## Start RECORDED DATA
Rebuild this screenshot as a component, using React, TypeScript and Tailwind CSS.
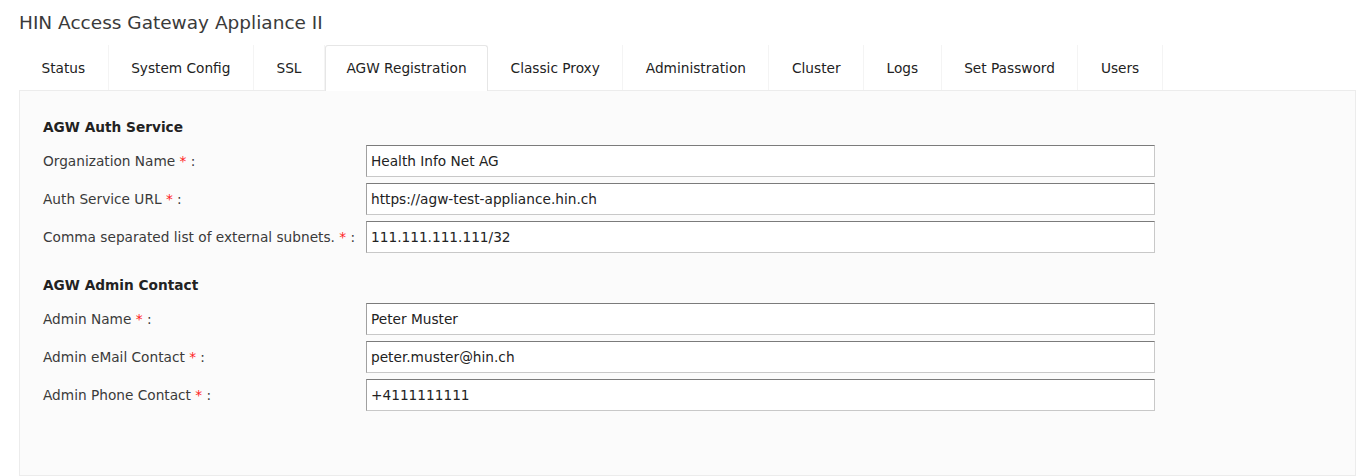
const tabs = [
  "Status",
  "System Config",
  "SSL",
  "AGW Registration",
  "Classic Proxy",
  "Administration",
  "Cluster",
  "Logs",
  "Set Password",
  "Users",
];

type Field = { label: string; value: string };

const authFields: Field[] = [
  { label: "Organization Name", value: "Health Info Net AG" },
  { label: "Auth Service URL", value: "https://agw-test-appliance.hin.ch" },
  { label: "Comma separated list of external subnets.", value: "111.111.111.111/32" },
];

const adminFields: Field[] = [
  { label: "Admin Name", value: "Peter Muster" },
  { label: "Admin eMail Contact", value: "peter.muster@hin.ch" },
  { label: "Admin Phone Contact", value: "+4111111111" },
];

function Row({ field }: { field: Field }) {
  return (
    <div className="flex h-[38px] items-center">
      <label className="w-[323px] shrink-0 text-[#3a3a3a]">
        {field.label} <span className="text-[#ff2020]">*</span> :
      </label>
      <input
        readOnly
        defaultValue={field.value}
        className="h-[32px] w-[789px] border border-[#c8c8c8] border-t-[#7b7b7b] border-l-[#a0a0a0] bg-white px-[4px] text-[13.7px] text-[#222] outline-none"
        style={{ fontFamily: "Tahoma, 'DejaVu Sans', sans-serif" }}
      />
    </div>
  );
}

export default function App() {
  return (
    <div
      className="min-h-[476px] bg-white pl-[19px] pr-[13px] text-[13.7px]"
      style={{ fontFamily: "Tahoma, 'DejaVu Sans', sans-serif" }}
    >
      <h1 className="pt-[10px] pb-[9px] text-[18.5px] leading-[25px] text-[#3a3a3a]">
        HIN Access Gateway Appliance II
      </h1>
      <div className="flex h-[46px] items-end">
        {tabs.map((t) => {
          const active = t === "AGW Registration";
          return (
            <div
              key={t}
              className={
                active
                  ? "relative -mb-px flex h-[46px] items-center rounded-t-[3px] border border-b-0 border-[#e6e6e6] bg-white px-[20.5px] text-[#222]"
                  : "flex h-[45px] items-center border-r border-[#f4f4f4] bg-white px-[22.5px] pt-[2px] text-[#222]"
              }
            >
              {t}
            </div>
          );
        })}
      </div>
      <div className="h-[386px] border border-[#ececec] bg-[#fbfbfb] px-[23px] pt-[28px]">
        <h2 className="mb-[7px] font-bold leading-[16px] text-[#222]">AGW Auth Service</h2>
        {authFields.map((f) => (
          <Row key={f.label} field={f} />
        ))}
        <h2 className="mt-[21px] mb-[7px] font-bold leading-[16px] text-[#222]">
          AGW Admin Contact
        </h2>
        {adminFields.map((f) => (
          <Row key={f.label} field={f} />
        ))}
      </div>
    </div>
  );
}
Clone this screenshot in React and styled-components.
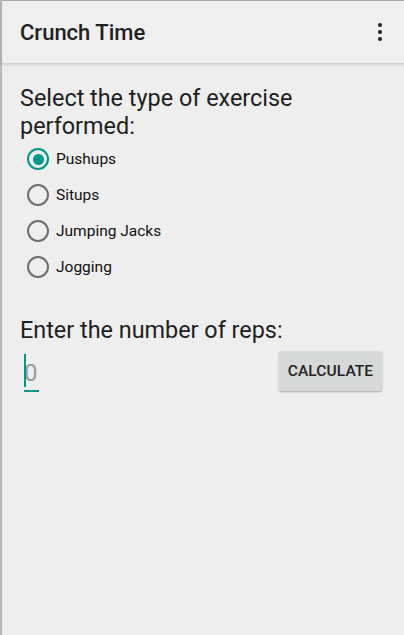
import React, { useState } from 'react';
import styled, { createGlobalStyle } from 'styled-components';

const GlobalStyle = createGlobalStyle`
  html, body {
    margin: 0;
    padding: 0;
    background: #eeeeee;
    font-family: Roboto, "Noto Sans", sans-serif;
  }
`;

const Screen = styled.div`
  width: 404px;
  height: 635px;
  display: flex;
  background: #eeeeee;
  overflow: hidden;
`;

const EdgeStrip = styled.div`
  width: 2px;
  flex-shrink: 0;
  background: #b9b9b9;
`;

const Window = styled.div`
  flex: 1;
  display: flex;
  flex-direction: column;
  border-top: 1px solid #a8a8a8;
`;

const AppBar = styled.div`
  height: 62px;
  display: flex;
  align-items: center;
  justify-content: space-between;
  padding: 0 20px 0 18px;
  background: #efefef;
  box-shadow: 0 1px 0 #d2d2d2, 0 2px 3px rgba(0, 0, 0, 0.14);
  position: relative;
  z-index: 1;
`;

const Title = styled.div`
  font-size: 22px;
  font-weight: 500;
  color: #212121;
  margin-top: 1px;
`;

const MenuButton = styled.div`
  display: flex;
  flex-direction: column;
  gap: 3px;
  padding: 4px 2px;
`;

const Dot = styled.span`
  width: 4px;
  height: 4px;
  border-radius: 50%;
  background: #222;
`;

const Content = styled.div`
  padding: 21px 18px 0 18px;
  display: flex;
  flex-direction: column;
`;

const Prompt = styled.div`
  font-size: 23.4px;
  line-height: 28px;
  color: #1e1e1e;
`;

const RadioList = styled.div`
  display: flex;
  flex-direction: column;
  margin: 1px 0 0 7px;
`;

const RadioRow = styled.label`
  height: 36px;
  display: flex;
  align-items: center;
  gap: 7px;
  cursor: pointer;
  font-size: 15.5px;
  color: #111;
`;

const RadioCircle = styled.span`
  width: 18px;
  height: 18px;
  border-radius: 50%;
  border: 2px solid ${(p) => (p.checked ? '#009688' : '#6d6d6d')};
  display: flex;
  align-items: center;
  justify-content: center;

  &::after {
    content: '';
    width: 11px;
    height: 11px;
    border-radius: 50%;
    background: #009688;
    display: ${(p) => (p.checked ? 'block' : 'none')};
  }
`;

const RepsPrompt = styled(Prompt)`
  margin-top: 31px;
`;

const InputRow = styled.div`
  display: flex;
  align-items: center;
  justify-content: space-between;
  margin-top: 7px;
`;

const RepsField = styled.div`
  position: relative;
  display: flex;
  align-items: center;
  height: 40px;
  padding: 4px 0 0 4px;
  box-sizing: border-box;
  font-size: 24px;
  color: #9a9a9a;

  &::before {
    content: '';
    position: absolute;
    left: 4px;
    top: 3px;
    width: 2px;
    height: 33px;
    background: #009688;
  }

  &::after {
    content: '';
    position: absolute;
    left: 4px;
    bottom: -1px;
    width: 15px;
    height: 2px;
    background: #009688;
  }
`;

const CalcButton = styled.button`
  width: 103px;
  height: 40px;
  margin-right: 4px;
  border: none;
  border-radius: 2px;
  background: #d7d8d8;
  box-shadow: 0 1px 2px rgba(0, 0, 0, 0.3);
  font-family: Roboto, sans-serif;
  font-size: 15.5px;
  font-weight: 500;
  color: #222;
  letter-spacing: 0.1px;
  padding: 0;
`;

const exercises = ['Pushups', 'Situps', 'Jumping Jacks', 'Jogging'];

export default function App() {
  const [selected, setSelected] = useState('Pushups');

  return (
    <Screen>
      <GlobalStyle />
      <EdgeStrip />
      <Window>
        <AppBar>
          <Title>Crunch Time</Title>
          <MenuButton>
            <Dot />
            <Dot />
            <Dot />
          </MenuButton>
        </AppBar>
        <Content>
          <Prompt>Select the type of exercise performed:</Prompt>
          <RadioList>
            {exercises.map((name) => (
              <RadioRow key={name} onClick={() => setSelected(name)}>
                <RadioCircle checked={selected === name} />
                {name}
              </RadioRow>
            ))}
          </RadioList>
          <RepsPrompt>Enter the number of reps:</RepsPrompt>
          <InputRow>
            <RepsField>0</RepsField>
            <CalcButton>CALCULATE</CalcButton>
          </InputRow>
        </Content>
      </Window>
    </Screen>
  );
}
## End RECORDED DATA
* _WORK REQUIRED_
Write out again exactly the lines from the start of the data above through the line containing "string; value: string", inclusive, excluding any pictures.

* _SOLUTION FOR THIS TASK_
Rebuild this screenshot as a component, using React, TypeScript and Tailwind CSS.
const tabs = [
  "Status",
  "System Config",
  "SSL",
  "AGW Registration",
  "Classic Proxy",
  "Administration",
  "Cluster",
  "Logs",
  "Set Password",
  "Users",
];

type Field = { label: string; value: string };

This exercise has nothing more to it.